What if I want to share a Kindle book? Replacing the frustrating book lending of the past, Amazon now offers something called Family Library that lets you share your Amazon library with one adult and up to four kids. However, Family Library can only be enabled in a country where the Amazon Household service is available. In addition to limited availability, the process of setting it up and sharing books isn’t really straightforward.
What Kindles still get right
There’s a reason that Kindles are almost the ubiquitous choice when it comes to digital book reading. Their monochrome, paper-like display is easier on the eyes. They can last weeks on a single charge. With my reading pattern, I used to get about five weeks on a single charge, which puts Android and Apple tablets to shame because they struggle to go past two days of usage.

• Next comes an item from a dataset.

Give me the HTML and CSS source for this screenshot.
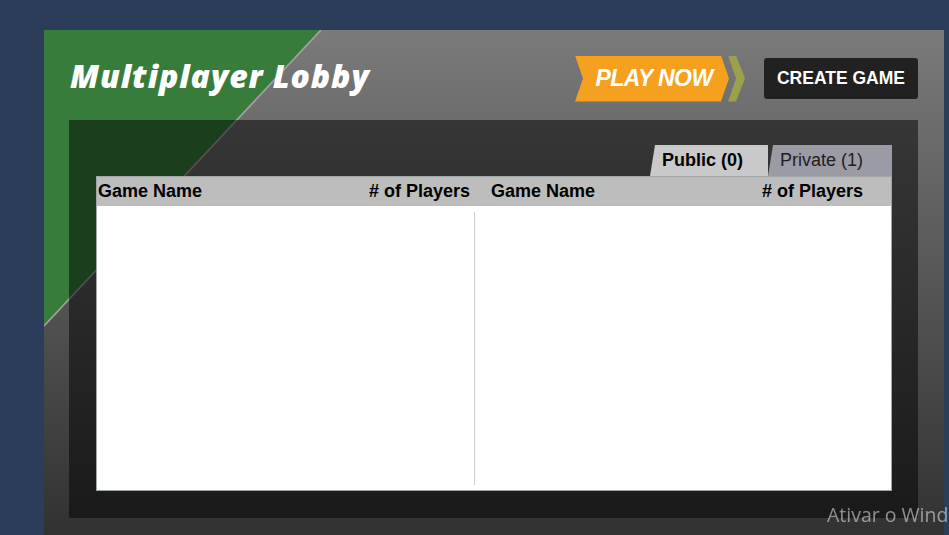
FILE: index.html
```html
<!DOCTYPE html>
<html lang="en">
<head>
  <meta charset="UTF-8">
  <title>Multiplayer Lobby</title>
  <link rel="stylesheet" href="styles.css">
</head>
<body>

  <!-- lobby panel -->
  <div class="lobby">
    <svg class="lobby-stripe" width="300" height="320" viewBox="0 0 300 320">
      <polygon points="0,0 276,0 0,295" fill="#377c3a" />
      <line x1="277" y1="0" x2="0" y2="296" stroke="#a3a3a3" stroke-width="1.6" />
    </svg>

    <div class="lobby-header">
      <h1 class="lobby-title">Multiplayer Lobby</h1>
      <div class="lobby-actions">
        <div class="play-now">
          <span class="play-now-ribbon">PLAY NOW</span>
          <span class="play-now-chevron"></span>
        </div>
        <button class="create-game">CREATE GAME</button>
      </div>
    </div>

    <div class="lobby-body">
      <div class="tabs">
        <div class="tab tab-active">Public (0)</div>
        <div class="tab tab-private">Private (1)</div>
      </div>

      <div class="games">
        <div class="games-head">
          <div class="games-col">
            <span>Game Name</span>
            <span># of Players</span>
          </div>
          <div class="games-col games-col-right">
            <span>Game Name</span>
            <span># of Players</span>
          </div>
        </div>
        <div class="games-list">
          <div class="games-cell"></div>
          <div class="games-cell games-cell-right"></div>
        </div>
      </div>
    </div>
  </div>

  <!-- windows activation notice -->
  <div class="activate">
    <p>Ativar o Windows</p>
    <p class="activate-sub">Acesse Configurações para ativar o Windows.</p>
  </div>

</body>
</html>
```

FILE: styles.css
```css
/* ===== General ===== */
body {
  margin: 0;
  padding: 30px 0 0 44px;
  background-color: #2b3d59;
  font-family: 'Liberation Sans', Arial, sans-serif;
  height: 535px;
  overflow: hidden;
  box-sizing: border-box;
}

/* ===== Panel ===== */
.lobby {
  position: relative;
  width: 900px;
  height: 530px;
  background: linear-gradient(#7a7a7a, #2e2e2e);
}

.lobby-stripe {
  position: absolute;
  top: 0;
  left: 0;
}

.lobby-header {
  position: relative;
  display: flex;
  justify-content: space-between;
  align-items: center;
  height: 90px;
  padding: 0 26px 0 26px;
}

.lobby-title {
  margin: 0;
  font-family: 'Open Sans', sans-serif;
  font-weight: 800;
  font-style: italic;
  font-size: 32px;
  color: #ffffff;
  letter-spacing: 0.9px;
}

.lobby-actions {
  display: flex;
  align-items: center;
  gap: 19px;
  margin-top: 7px;
}

/* ===== Play now ===== */
.play-now {
  display: flex;
  align-items: center;
}

.play-now-ribbon {
  display: flex;
  align-items: center;
  justify-content: center;
  width: 154px;
  height: 46px;
  padding-left: 4px;
  box-sizing: border-box;
  background-color: #f5a01f;
  clip-path: polygon(0 0, 146px 0, 154px 50%, 146px 100%, 0 100%, 8px 50%);
  color: #ffffff;
  font-weight: bold;
  font-style: italic;
  font-size: 23px;
  letter-spacing: -0.6px;
}

.play-now-chevron {
  width: 17px;
  height: 46px;
  margin-left: -1px;
  background-color: #9c9f4c;
  clip-path: polygon(0 0, 8px 0, 17px 50%, 8px 100%, 0 100%, 8px 50%);
}

.create-game {
  width: 154px;
  height: 41px;
  background-color: #212121;
  color: #ffffff;
  border: none;
  border-radius: 3px;
  font-family: 'Liberation Sans', Arial, sans-serif;
  font-weight: bold;
  font-size: 17.5px;
  cursor: pointer;
}

/* ===== Lobby body ===== */
.lobby-body {
  position: relative;
  margin: 0 26px 0 25px;
  height: 398px;
  padding: 25px 26px 0 27px;
  box-sizing: border-box;
  background-color: rgba(0, 0, 0, 0.5);
}

.tabs {
  display: flex;
  justify-content: flex-end;
  height: 31px;
}

.tab {
  display: flex;
  align-items: center;
  font-size: 18px;
  color: #1e1e1e;
}

.tab-active {
  width: 118px;
  padding-left: 12px;
  box-sizing: border-box;
  background-color: #c9c9c9;
  clip-path: polygon(5px 0, 100% 0, 100% 100%, 0 100%);
  font-weight: bold;
  color: #000000;
}

.tab-private {
  width: 124px;
  padding-left: 12px;
  box-sizing: border-box;
  background-color: #9b9ba6;
  clip-path: polygon(5px 0, 100% 0, 100% 100%, 0 100%);
}

/* ===== Games table ===== */
.games {
  border: 1px solid #9fa6a6;
  background-color: #ffffff;
  height: 315px;
  box-sizing: border-box;
  display: flex;
  flex-direction: column;
}

.games-head {
  display: grid;
  grid-template-columns: 377px 1fr;
  height: 29px;
  background-color: #bdbdbd;
  font-weight: bold;
  font-size: 18px;
  color: #000000;
}

.games-col {
  display: flex;
  justify-content: space-between;
  align-items: center;
  padding: 0 4px 0 1px;
}

.games-col-right {
  padding: 0 28px 0 17px;
}

.games-list {
  flex: 1;
  display: grid;
  grid-template-columns: 377px 1fr;
  padding: 6px 0 5px 0;
}

.games-cell-right {
  border-left: 1px solid #cfcfcf;
}

/* ===== Activation notice ===== */
.activate {
  position: fixed;
  left: 827px;
  top: 501px;
  white-space: nowrap;
  font-family: 'Open Sans', sans-serif;
  color: rgba(255, 255, 255, 0.5);
}

.activate p {
  margin: 0;
  font-size: 19.5px;
  line-height: 28px;
}

.activate .activate-sub {
  font-size: 13px;
}
```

Kindles also happen to be significantly lighter than your average tablet, and in my experience, these humble e-readers have also proven to be the most durable gadgets that I have ever owned. But above all, Kindles are dirt cheap, when compared to tablets, and almost insignificant if you pit them against foldable phones.
In addition to it, Kindles also subsidize the cost of books. Kindle copies of books almost universally cost lower than the physical copy and they are forever tied to your account without any risks of damage or misplacement over time, as is the case with physical books. And let’s not forget that a book reader will prefer the distraction-free reading experience offered by a Kindle.
But at the end of the day, reading books is an experience unlike any, and should be indulged in a way that is most comfortable for you. In my case, the Samsung Galaxy Z Fold 4 checked all the right boxes by being a better Kindle than the Kindle itself.